Renfro, a white American who has lived in Aruba for 15 years and is the mother of biracial children, said racial profiling does not have the same foothold on the island nation that it does in the United States.

"Aruba's colorblind," she said of the nation heavily dependent on the tourism industry.

"Interracial ... is not a word we would use here," she continued. "It doesn't exist. Most of the marriages are mixed. All of the children are mixed. Nobody can say I'm black, I'm white."

She insisted the reasons behind the guards' arrest had nothing to do with race.

"Locally there was never even a mention or a breath of concern that this was a racial issue nor a status issue," Renfro said.

As for Ann John's comments, they came from a mother grasping for an answer, Renfro said.

"What she's saying is there has to be a reason because she knows her son was not there," Renfro said.

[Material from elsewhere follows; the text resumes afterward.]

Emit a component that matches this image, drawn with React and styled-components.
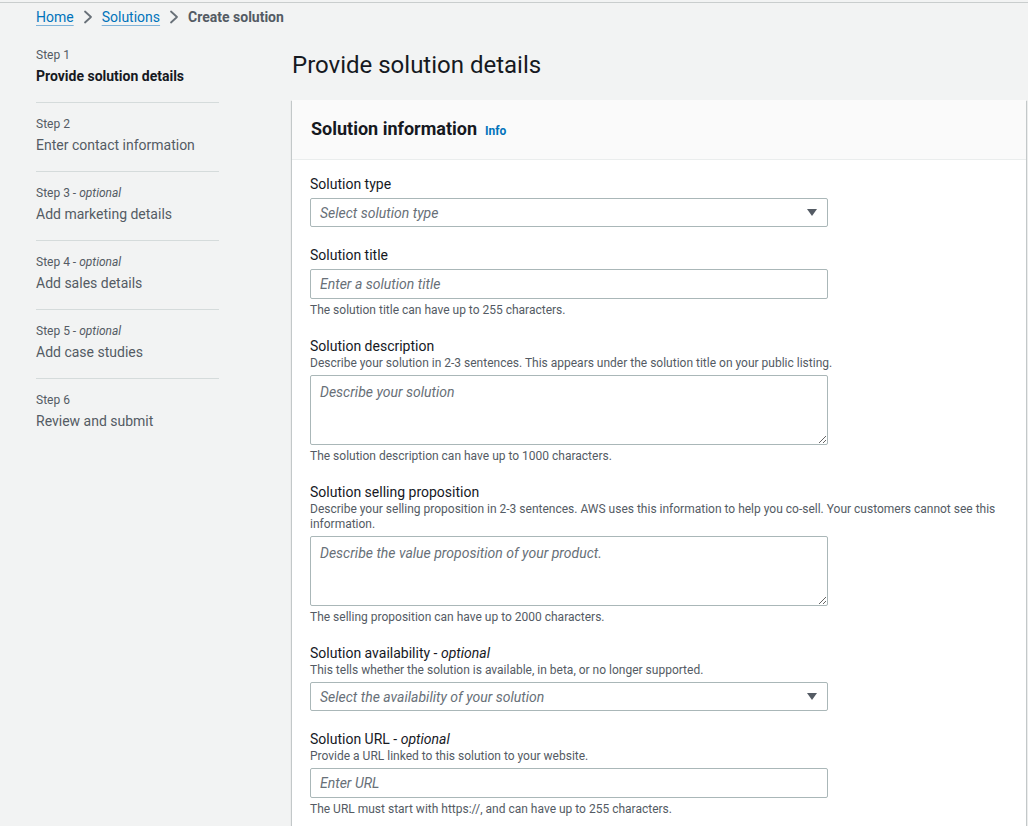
import styled, { createGlobalStyle } from 'styled-components';

const GlobalStyle = createGlobalStyle`
  html, body {
    margin: 0;
    background: #f2f3f3;
    font-family: Roboto, 'Liberation Sans', sans-serif;
    color: #16191f;
  }
  * {
    box-sizing: border-box;
  }
`;

const steps = [
  { label: 'Step 1', name: 'Provide solution details', active: true },
  { label: 'Step 2', name: 'Enter contact information' },
  { label: 'Step 3', name: 'Add marketing details', optional: true },
  { label: 'Step 4', name: 'Add sales details', optional: true },
  { label: 'Step 5', name: 'Add case studies', optional: true },
  { label: 'Step 6', name: 'Review and submit' },
];

const Chevron = () => (
  <svg width="10" height="14" viewBox="0 0 10 14" fill="none">
    <polyline
      points="2,1.5 8,7 2,12.5"
      stroke="#687078"
      strokeWidth="1.8"
      strokeLinejoin="round"
      strokeLinecap="round"
    />
  </svg>
);

const Caret = () => (
  <svg width="10" height="7" viewBox="0 0 10 7">
    <polygon points="0,0 10,0 5,7" fill="#545b64" />
  </svg>
);

const App = () => {
  return (
    <Page>
      <GlobalStyle />
      <Breadcrumbs>
        <Crumb href="#">Home</Crumb>
        <Chevron />
        <Crumb href="#">Solutions</Crumb>
        <Chevron />
        <Current>Create solution</Current>
      </Breadcrumbs>
      <Layout>
        <Sidebar>
          {steps.map((s) => (
            <StepItem key={s.label}>
              <StepLabel>
                {s.label}
                {s.optional && (
                  <>
                    {' - '}
                    <em>optional</em>
                  </>
                )}
              </StepLabel>
              <StepName $active={s.active}>{s.name}</StepName>
            </StepItem>
          ))}
        </Sidebar>
        <Main>
          <PageTitle>Provide solution details</PageTitle>
          <Panel>
            <PanelHeader>
              <PanelTitle>Solution information</PanelTitle>
              <InfoLink href="#">Info</InfoLink>
            </PanelHeader>
            <PanelBody>
              <Field>
                <Label>Solution type</Label>
                <SelectBox>
                  <Placeholder>Select solution type</Placeholder>
                  <Caret />
                </SelectBox>
              </Field>

              <Field>
                <Label>Solution title</Label>
                <Input placeholder="Enter a solution title" />
                <Hint>The solution title can have up to 255 characters.</Hint>
              </Field>

              <Field>
                <Label>Solution description</Label>
                <Description>
                  Describe your solution in 2-3 sentences. This appears under
                  the solution title on your public listing.
                </Description>
                <TextArea placeholder="Describe your solution" />
                <Hint>
                  The solution description can have up to 1000 characters.
                </Hint>
              </Field>

              <Field>
                <Label>Solution selling proposition</Label>
                <Description>
                  Describe your selling proposition in 2-3 sentences. AWS uses
                  this information to help you co-sell. Your customers cannot
                  see this information.
                </Description>
                <TextArea placeholder="Describe the value proposition of your product." />
                <Hint>
                  The selling proposition can have up to 2000 characters.
                </Hint>
              </Field>

              <Field>
                <Label>
                  Solution availability - <em>optional</em>
                </Label>
                <Description>
                  This tells whether the solution is available, in beta, or no
                  longer supported.
                </Description>
                <SelectBox>
                  <Placeholder>Select the availability of your solution</Placeholder>
                  <Caret />
                </SelectBox>
              </Field>

              <Field>
                <Label>
                  Solution URL - <em>optional</em>
                </Label>
                <Description>
                  Provide a URL linked to this solution to your website.
                </Description>
                <Input placeholder="Enter URL" />
                <Hint>
                  The URL must start with https://, and can have up to 255
                  characters.
                </Hint>
              </Field>
            </PanelBody>
          </Panel>
        </Main>
      </Layout>
    </Page>
  );
};

const Page = styled.div`
  margin-top: 2px;
  border-top: 1px solid #c9cdcd;
  min-height: 824px;
  padding: 0 2px 0 36px;
`;

const Breadcrumbs = styled.nav`
  display: flex;
  align-items: center;
  gap: 5px;
  height: 26px;
  margin-top: 1px;
  font-size: 14px;
  line-height: 20px;
  svg {
    margin: 0 4px;
  }
`;

const Crumb = styled.a`
  color: #0073bb;
  text-decoration: underline;
  text-decoration-color: #7fb3d9;
  text-underline-offset: 3px;
`;

const Current = styled.span`
  color: #545b64;
  font-weight: 700;
`;

const Layout = styled.div`
  display: flex;
  gap: 73px;
  margin-top: 17px;
`;

const Sidebar = styled.ol`
  list-style: none;
  margin: 0;
  padding: 0;
  width: 183px;
  flex-shrink: 0;
`;

const StepItem = styled.li`
  padding: 0 0 15px;
  margin-bottom: 13px;
  border-bottom: 1px solid #d5dbdb;
  &:last-child {
    border-bottom: none;
  }
`;

const StepLabel = styled.div`
  font-size: 12px;
  line-height: 16px;
  color: #545b64;
  margin-bottom: 2px;
  em {
    font-style: italic;
  }
`;

const StepName = styled.div`
  font-size: 14px;
  line-height: 22px;
  color: ${(p) => (p.$active ? '#16191f' : '#545b64')};
  font-weight: ${(p) => (p.$active ? 700 : 400)};
`;

const Main = styled.main`
  flex: 1;
  min-width: 0;
`;

const PageTitle = styled.h1`
  margin: 3px 0 20px;
  font-size: 24px;
  line-height: 30px;
  font-weight: 400;
  color: #16191f;
`;

const Panel = styled.section`
  background: #fff;
  box-shadow: 0 1px 1px 0 rgba(0, 28, 36, 0.3),
    1px 1px 1px 0 rgba(0, 28, 36, 0.15), -1px 1px 1px 0 rgba(0, 28, 36, 0.15);
`;

const PanelHeader = styled.header`
  display: flex;
  align-items: baseline;
  gap: 8px;
  padding: 18px 19px 19px;
  background: #fafafa;
  border-bottom: 1px solid #eaeded;
`;

const PanelTitle = styled.h2`
  margin: 0;
  font-size: 18px;
  line-height: 22px;
  font-weight: 700;
`;

const InfoLink = styled.a`
  color: #0073bb;
  font-size: 12px;
  font-weight: 700;
  text-decoration: none;
`;

const PanelBody = styled.div`
  display: flex;
  flex-direction: column;
  gap: 18px;
  padding: 14px 19px 20px 18px;
`;

const Field = styled.div`
  display: flex;
  flex-direction: column;
`;

const Label = styled.label`
  font-size: 14px;
  line-height: 20px;
  color: #16191f;
  em {
    font-style: italic;
  }
`;

const Description = styled.div`
  font-size: 12px;
  line-height: 15px;
  color: #545b64;
`;

const controlBase = `
  width: 518px;
  margin-top: 4px;
  border: 1px solid #aab7b8;
  border-radius: 2px;
  background: #fff;
  font-family: Roboto, 'Liberation Sans', sans-serif;
  font-size: 14px;
  color: #16191f;
  padding: 0 9px;
  &::placeholder {
    color: #687078;
    font-style: italic;
  }
`;

const Input = styled.input`
  ${controlBase}
  height: 30px;
  outline: none;
`;

const TextArea = styled.textarea`
  ${controlBase}
  height: 70px;
  padding: 6px 9px;
  resize: vertical;
  outline: none;
  line-height: 20px;
`;

const SelectBox = styled.div`
  ${controlBase}
  height: 29px;
  display: flex;
  align-items: center;
  justify-content: space-between;
  padding: 0 10px 0 9px;
`;

const Placeholder = styled.span`
  color: #687078;
  font-style: italic;
`;

const Hint = styled.div`
  margin-top: 3px;
  font-size: 12px;
  line-height: 16px;
  color: #545b64;
`;

export default App;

"You just have to come up with something, because there really, really is no differentiation between the blacks and the whites here and the browns. ... Nobody gets preference in that regard."

Renfro said police arrested the black guards "because the three boys pointed their fingers at these two security guards, and they couldn't leave that out of the loop. There was no reason to believe the boys were lying."

As for the guards' release Monday, "The boys changed their story," she said. "So there's no reason to hold them anymore."

Noriana Pietersz, Mickey John's lawyer, said she did not believe race played a role in her client's arrest, and she said locals did not make that assumption.

"The people locally were surprised that after [police briefly detained] the three persons last seen with her, they finish [by] coming up with a detention of two security guards," Pietersz said.

"People thought that they should have focused the investigation on the three persons that were last seen with Natalee," Pietersz said.

"As an intelligent person, I refuse to believe that the racial issue is penetrated in our judicial system."